#### Entries supplied

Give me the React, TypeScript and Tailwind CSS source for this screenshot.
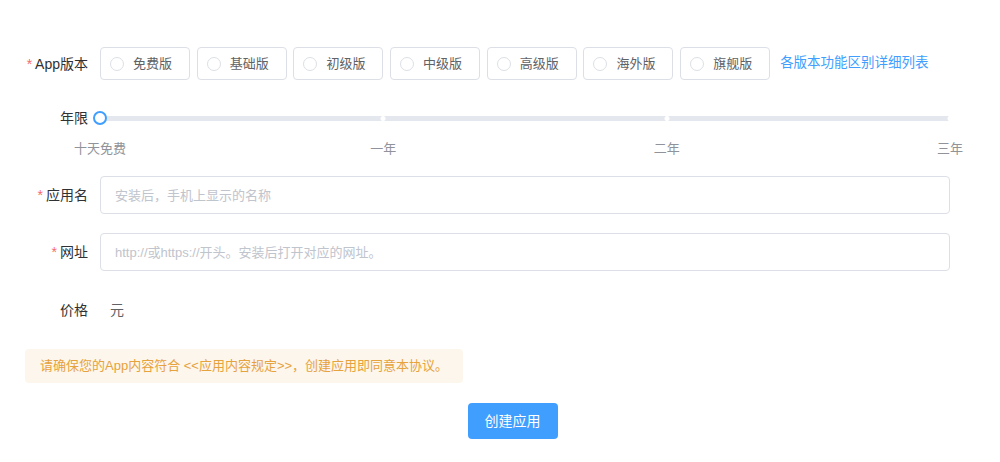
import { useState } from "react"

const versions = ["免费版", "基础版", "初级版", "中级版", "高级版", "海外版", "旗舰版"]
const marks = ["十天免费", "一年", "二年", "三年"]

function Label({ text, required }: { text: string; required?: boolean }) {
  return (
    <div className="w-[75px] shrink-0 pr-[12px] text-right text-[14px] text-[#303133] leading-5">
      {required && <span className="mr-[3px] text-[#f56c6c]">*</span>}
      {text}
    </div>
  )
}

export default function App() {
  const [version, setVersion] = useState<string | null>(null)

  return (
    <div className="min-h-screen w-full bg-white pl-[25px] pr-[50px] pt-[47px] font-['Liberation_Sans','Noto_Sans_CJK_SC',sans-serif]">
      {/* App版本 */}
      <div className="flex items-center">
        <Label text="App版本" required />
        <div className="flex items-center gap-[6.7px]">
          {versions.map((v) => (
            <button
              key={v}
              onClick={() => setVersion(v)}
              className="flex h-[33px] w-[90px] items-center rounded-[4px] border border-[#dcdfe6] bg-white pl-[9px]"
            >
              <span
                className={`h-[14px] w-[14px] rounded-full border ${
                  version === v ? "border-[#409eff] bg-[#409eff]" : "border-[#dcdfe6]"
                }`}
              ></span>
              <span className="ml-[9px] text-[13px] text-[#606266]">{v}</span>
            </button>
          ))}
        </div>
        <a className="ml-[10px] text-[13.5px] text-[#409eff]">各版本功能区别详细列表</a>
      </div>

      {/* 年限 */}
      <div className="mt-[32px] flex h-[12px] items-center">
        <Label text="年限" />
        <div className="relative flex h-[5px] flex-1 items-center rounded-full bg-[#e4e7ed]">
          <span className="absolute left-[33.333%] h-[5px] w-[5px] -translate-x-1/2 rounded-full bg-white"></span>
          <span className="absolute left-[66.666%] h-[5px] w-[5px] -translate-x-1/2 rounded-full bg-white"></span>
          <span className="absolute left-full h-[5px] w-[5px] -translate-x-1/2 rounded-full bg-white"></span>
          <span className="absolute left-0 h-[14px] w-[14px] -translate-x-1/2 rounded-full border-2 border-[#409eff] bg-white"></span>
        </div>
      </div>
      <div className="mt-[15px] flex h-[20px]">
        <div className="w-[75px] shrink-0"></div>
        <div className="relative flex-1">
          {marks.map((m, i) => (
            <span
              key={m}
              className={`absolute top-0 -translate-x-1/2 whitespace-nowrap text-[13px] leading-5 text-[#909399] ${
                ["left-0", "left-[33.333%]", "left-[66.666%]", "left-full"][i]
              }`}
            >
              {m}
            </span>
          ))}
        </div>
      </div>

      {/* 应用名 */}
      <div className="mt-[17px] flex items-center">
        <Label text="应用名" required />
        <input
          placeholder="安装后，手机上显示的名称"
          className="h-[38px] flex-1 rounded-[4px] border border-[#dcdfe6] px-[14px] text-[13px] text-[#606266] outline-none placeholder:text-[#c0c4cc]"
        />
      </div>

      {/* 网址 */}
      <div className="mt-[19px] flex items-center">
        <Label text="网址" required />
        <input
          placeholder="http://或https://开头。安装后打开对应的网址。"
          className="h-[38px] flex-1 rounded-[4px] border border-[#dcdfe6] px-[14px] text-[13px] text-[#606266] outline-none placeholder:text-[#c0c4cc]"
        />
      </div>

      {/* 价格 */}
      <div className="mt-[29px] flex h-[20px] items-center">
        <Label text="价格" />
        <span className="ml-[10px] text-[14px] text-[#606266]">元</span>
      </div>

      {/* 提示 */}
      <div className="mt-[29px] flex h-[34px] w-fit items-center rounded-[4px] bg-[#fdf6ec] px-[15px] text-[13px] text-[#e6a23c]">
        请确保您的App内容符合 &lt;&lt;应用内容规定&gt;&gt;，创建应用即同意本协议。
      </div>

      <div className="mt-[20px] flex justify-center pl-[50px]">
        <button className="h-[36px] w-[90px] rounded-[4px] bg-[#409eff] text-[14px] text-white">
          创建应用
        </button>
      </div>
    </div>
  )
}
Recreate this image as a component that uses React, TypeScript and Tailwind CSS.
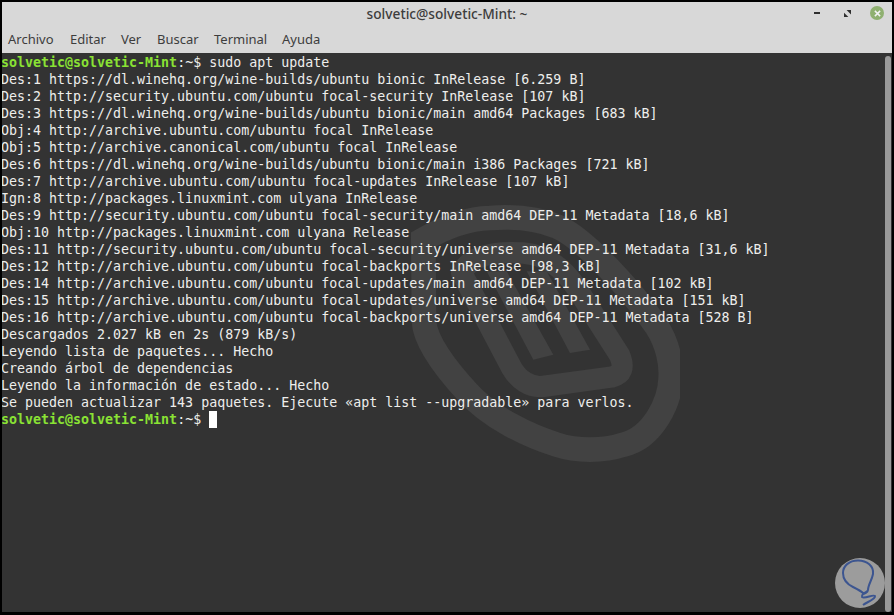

########

# To be done
Restate the data word for word from its first line through the line with "const [version, setVersion]", leaving out any picture along the way.

# Expected output
Give me the React, TypeScript and Tailwind CSS source for this screenshot.
import { useState } from "react"

const versions = ["免费版", "基础版", "初级版", "中级版", "高级版", "海外版", "旗舰版"]
const marks = ["十天免费", "一年", "二年", "三年"]

function Label({ text, required }: { text: string; required?: boolean }) {
  return (
    <div className="w-[75px] shrink-0 pr-[12px] text-right text-[14px] text-[#303133] leading-5">
      {required && <span className="mr-[3px] text-[#f56c6c]">*</span>}
      {text}
    </div>
  )
}

export default function App() {
  const [version, setVersion] = useState<string | null>(null)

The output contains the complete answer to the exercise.